_Working data_.
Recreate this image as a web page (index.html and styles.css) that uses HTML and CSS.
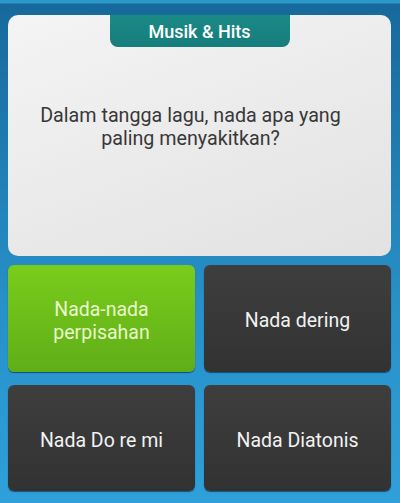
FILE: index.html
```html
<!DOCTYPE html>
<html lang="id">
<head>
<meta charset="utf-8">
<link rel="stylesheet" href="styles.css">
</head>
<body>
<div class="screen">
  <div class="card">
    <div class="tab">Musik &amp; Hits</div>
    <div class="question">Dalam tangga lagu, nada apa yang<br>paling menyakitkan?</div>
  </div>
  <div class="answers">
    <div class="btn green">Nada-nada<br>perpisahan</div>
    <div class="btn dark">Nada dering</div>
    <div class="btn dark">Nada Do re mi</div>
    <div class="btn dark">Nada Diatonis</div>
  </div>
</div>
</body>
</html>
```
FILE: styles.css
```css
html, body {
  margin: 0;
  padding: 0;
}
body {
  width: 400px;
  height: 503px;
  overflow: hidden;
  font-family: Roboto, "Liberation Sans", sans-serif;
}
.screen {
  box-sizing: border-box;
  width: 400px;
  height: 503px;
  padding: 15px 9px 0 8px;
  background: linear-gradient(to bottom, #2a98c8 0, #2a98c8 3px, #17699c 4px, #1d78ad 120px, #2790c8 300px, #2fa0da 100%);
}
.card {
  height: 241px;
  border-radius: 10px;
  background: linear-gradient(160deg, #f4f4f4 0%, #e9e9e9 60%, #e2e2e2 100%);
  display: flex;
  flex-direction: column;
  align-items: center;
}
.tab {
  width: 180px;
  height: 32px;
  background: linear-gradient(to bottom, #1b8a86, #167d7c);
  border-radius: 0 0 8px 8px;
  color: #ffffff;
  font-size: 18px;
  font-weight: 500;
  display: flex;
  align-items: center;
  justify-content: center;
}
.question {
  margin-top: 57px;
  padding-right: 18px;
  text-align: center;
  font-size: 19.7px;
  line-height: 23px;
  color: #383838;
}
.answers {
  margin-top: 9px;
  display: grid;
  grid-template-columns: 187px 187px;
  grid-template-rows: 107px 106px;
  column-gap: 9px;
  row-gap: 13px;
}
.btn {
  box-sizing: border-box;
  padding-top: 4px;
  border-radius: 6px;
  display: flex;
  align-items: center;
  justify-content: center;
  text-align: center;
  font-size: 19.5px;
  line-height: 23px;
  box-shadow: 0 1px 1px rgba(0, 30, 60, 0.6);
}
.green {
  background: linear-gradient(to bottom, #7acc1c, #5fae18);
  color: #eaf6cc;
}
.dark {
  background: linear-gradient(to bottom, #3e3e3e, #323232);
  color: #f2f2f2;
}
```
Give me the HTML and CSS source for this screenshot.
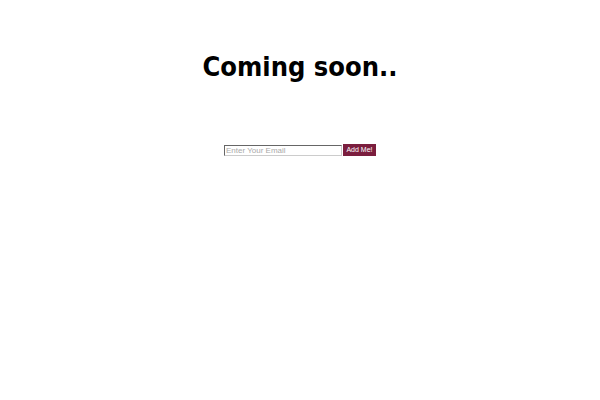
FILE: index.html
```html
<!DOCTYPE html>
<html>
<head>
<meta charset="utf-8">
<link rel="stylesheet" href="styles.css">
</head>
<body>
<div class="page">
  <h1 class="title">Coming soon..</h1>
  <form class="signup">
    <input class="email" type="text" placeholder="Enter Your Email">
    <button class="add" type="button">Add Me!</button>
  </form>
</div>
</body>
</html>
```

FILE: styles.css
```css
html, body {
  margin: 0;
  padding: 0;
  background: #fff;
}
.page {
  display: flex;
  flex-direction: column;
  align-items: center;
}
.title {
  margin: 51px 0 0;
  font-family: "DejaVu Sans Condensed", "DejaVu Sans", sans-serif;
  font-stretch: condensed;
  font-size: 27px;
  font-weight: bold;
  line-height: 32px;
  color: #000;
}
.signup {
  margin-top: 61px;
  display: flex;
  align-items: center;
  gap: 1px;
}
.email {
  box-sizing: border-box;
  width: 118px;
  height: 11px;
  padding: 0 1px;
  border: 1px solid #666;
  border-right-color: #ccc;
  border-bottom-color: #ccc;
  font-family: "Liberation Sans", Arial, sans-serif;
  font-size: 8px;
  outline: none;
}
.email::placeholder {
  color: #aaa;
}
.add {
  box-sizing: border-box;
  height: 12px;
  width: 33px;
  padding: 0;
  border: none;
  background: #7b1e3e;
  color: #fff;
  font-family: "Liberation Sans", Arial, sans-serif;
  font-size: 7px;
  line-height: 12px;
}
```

_Challenge_.
Your answer should be a single number: the count of lines in these records that hold the string "this".

_Worked solution_.
2